--- start Given data ---

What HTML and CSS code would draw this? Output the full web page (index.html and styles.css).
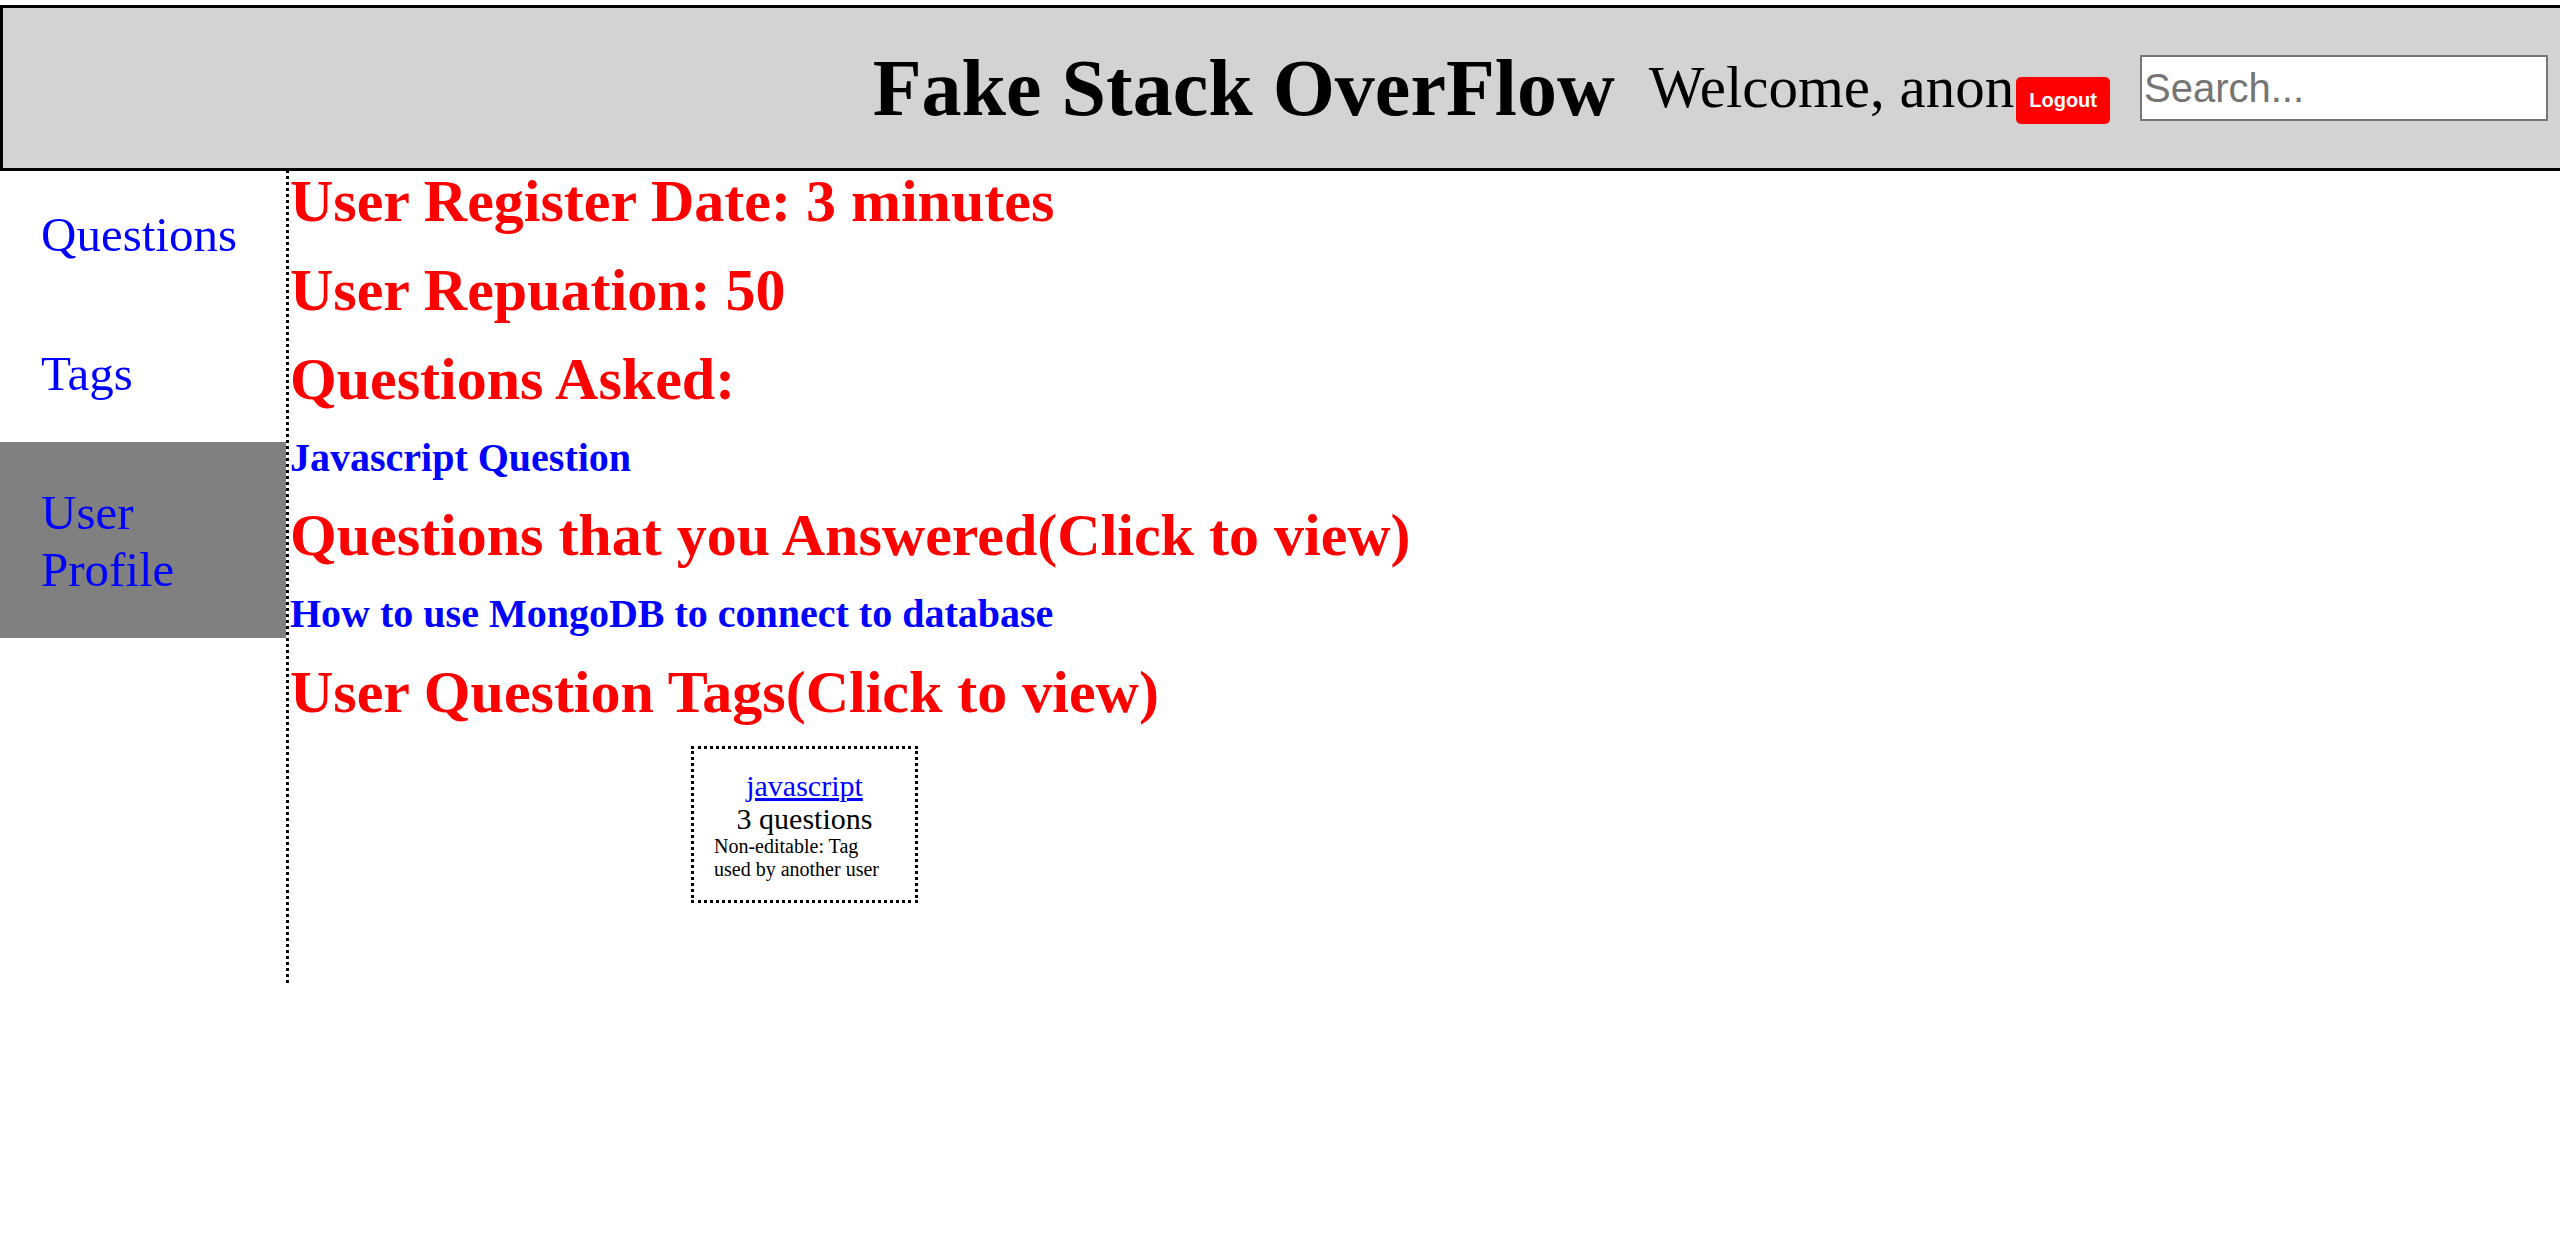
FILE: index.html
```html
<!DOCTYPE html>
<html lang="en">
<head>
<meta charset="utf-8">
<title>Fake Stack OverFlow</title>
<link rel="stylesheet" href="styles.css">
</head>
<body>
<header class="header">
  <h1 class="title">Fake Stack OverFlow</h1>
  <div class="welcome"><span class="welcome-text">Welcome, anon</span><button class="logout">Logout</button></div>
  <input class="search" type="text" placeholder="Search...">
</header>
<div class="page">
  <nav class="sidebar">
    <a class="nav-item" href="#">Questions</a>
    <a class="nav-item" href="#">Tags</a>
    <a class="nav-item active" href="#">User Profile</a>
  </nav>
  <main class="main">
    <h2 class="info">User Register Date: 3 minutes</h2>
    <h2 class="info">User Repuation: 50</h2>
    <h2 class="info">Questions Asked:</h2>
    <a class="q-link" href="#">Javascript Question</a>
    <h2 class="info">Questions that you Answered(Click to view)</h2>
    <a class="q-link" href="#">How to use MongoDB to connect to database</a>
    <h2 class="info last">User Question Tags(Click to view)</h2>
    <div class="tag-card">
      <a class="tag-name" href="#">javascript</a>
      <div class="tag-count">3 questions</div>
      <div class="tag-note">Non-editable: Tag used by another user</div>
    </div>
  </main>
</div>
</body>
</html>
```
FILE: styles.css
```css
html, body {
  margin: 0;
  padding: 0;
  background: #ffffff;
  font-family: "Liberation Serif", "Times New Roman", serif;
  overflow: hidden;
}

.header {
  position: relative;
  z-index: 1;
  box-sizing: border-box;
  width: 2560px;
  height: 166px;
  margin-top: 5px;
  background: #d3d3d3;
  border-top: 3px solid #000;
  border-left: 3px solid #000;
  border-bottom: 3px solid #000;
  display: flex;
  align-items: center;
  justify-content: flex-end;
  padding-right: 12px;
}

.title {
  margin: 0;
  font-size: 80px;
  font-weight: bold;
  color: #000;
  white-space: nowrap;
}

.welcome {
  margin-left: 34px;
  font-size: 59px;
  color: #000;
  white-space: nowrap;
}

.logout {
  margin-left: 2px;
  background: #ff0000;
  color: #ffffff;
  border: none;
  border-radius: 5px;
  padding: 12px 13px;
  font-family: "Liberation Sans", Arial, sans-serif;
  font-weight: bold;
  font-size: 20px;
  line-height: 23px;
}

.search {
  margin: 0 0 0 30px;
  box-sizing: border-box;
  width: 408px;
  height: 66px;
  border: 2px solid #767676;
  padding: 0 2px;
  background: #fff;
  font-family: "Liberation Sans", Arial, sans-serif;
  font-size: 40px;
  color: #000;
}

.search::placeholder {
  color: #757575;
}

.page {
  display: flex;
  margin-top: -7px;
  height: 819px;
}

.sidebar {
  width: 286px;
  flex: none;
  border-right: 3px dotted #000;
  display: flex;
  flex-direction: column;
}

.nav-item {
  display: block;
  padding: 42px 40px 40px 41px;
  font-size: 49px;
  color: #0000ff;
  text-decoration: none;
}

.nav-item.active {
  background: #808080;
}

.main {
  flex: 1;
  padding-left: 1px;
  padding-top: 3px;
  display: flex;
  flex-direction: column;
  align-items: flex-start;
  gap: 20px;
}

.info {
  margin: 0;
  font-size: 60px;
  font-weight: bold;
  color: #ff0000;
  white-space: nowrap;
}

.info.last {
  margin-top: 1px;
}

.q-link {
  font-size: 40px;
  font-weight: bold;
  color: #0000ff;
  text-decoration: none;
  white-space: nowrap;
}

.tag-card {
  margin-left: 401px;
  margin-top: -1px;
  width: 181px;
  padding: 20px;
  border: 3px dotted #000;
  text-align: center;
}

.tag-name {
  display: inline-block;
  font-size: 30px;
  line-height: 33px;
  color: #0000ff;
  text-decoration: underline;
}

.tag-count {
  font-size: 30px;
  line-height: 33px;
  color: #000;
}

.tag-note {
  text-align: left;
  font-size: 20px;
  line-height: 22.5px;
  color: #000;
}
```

--- end Given data ---
--- start Given data ---

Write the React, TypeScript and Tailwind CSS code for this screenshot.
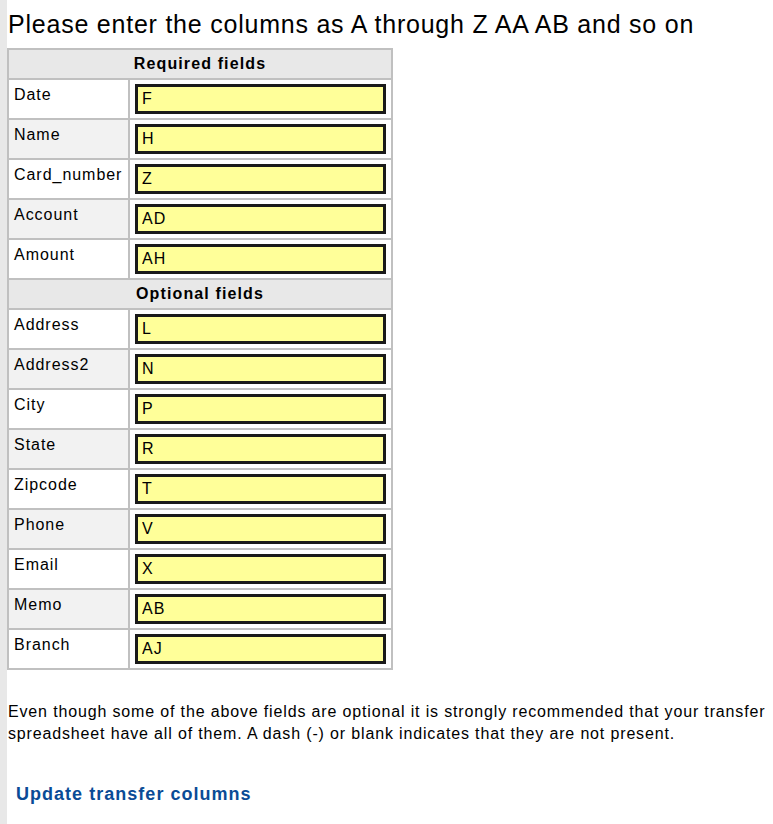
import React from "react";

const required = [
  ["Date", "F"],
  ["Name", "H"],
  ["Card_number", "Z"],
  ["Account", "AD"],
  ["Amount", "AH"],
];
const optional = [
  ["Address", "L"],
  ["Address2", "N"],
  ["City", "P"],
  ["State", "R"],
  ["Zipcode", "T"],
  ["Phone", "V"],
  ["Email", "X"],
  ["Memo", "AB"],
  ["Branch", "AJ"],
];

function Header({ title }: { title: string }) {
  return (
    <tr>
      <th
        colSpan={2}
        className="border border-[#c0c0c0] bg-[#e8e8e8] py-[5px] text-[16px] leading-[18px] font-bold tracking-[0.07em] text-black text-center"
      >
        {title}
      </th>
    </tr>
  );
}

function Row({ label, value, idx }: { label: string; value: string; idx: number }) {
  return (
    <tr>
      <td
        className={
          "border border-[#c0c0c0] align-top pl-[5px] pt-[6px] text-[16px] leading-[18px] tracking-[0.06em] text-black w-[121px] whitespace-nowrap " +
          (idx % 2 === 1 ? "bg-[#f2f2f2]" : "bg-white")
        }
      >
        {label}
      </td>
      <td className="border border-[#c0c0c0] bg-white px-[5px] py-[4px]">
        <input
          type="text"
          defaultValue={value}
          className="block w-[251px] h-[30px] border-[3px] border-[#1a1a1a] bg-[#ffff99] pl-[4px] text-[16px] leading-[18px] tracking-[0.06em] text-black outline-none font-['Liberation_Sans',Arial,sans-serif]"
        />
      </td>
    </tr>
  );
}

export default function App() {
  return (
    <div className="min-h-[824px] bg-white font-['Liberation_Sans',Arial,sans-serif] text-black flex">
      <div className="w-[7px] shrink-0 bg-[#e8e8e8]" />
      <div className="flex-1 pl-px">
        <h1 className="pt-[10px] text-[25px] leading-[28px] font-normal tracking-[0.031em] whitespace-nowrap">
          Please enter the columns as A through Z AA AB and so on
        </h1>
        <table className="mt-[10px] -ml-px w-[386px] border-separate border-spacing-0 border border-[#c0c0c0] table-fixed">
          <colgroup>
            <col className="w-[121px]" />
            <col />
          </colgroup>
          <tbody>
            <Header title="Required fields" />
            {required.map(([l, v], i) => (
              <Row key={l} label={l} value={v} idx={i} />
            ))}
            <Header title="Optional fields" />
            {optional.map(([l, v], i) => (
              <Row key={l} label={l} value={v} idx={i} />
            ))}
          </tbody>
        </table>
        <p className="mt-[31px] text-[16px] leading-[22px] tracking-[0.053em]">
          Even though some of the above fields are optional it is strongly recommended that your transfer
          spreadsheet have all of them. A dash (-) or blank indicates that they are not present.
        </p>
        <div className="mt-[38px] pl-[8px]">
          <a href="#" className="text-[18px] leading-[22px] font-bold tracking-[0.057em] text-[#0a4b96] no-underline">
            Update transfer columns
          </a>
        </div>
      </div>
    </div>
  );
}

--- end Given data ---

■ Short exercise
Copy every line in the entries above that has the string "React" in it.

■ Written answer
Write the React, TypeScript and Tailwind CSS code for this screenshot.
import React from "react";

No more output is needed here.